In a tale of two provincial budgets, one province governed from the right and one from the left, the story is not about differences but instead a long list of similarities.
Alberta and British Columbia tabled their fiscal 2023-24 budgets on Tuesday afternoon. Each document certainly displays predictable ideological hallmarks – the B.C. NDP have a suite of measures for lower- and middle-income people and Alberta’s United Conservative Party pledged balanced budgets forevermore.
Yet what’s most striking is all that the two share in common, from their fiscal bounties to the risks they each court.
People in both provinces generally pay lower taxes than the rest of the country, at the same time their provinces carry lighter debt loads. A strong economy has propelled revenue in Alberta and B.C. in recent years, providing ample money to spend. And spend they do. Alberta and B.C. are led by rookie premiers, on the job since last fall. Danielle Smith in Alberta faces an election this spring; David Eby in B.C. goes to the polls by fall 2024. Whether the UCP on the right or the NDP on the left, new spending is generous – elections beckon – but not completely unbridled.
Revenue: First, a broader perspective. In the NDP’s first year in power, 2017-18, revenue was $52-billion. The 2023-24 budget forecasts $77.7-billion – 50 per cent more than six years ago. More immediately, however, revenue is down from $82.7-billion in the fiscal year coming to a close, 2022-23, as an inflation-generated bump in revenue fades. Corporate tax income, for one, is down by $4.6-billion, more than 40 per cent. But the pile of cash coming into the B.C. treasury remains far larger than it recently was. Alberta’s experience is the same. For 2023-24, it’s predicted to be $70.7-billion, a decrease from an estimated $76-billion in 2022-23, as the oil and natural gas windfall comes off a dizzying record peak. Like B.C., forecast revenue is still 65 per cent higher than the $46.2-billion of 2019-20, the UCP’s first year in office. These are two rich provinces, with lots of leeway to operate.
Spending: Up and away. Alberta plans to spend $68.3-billion in 2023-24, up from an initial projection of $62.1-billion for 2022-23. The province predicts a small 2023-24 surplus of $2.4-billion but Ms. Smith – who when outside government regularly criticized Alberta’s “spending addiction” – has ended the austerity era of Jason Kenney. Ms. Smith hiked spending on health care, education and social services by 11 per cent. In B.C., 2023-24 spending is forecast at $81.9-billion, up from last year’s initial budget of $74-billion. Health care is a primary focus, alongside areas such as housing and the continuing drugs overdose crisis. B.C. plans a $4.2-billion deficit, about 1 per cent of GDP. B.C. optimistically forecasts small deficits – but no balanced budgets – through 2025-26. This marks a shift: Since 2017, the NDP delivered four surpluses in six years, including a $3.6-billion surplus in 2022-23.

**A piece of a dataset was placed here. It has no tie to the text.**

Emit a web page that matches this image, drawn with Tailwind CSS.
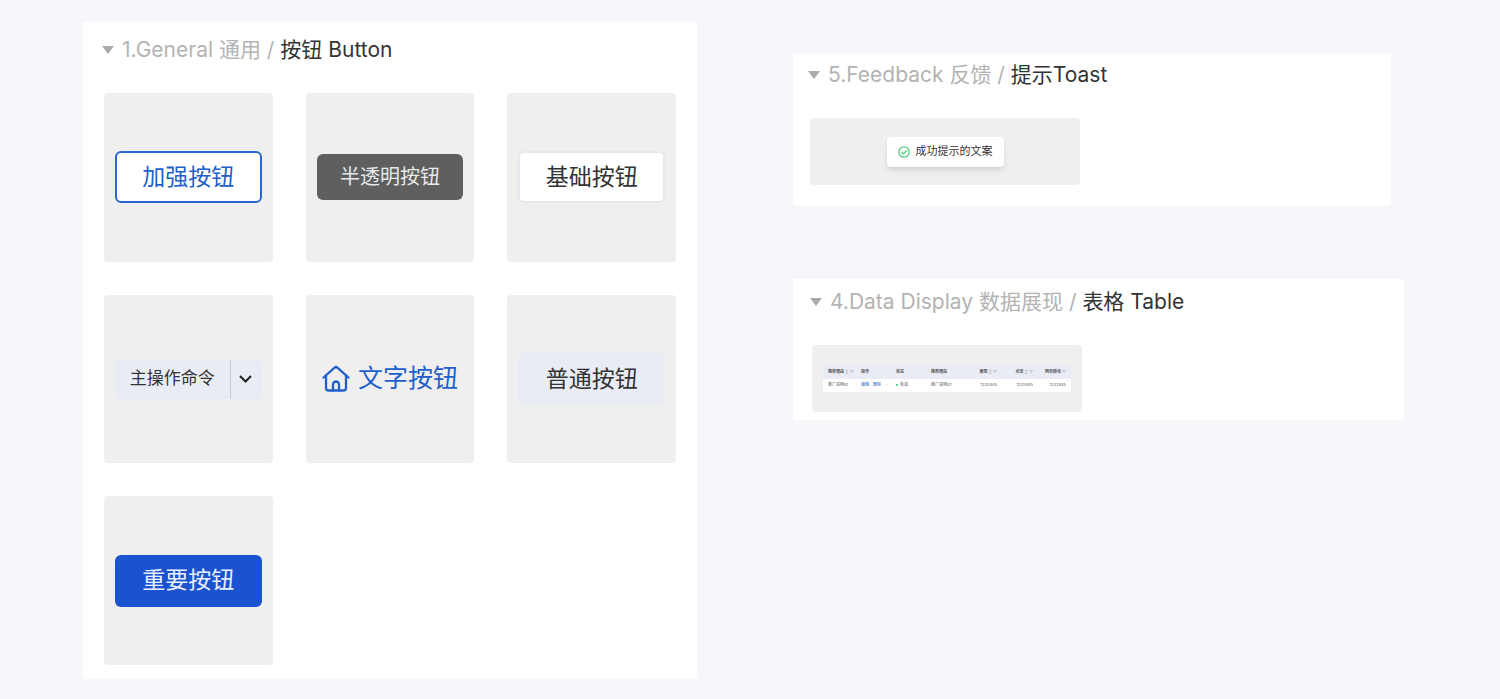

Debt: Alberta, using its biggest-ever bounty of oil money, cut debt deeply. The province paid off $13.4-billion since last spring, slashing an already low debt-to-GDP ratio of 15 per cent to 10 per cent. Meanwhile, the Heritage Savings Trust Fund is worth less today, adjusted for inflation, than it was in 1980. In B.C., with small deficits and capital spending, the province’s debt-to-GDP ratio will climb to 23 per cent by 2025 from the current 16 per cent. That’s still low – but the trajectory shows only increases.
Risks: B.C. last year agreed to increase pay for 500,000 public-sector workers, from health care and education to the civil service. That means new costs of roughly $5-billion every year ahead. If the economy skids into recession, a small deficit morphs into a bigger one and a comfortable debt-to-GDP ratio gets stretched. Alberta’s problem is more specific. A US$10 swing in the price of a barrel of oil means a whiplash of $6.3-billion, up or down. Surpluses can almost instantly become deficits, as the province knows all too well, through its long boom-bust-boom history. Alberta, as it does every year, boasted in its budget of being the sole province without a provincial sales tax. According to Alberta’s tally, that’s at least $8-billion in forgone annual revenue – what could be a useful fiscal foundation when oil is not gushing wealth.
The bottom lines: Alberta and B.C. are in an enviable position. Low taxes, low debt, historically high revenue and ample spending. Both provinces tabled reasonably prudent budgets. And both face the same risk, that today’s positive outlook suddenly shifts into something a lot more challenging tomorrow.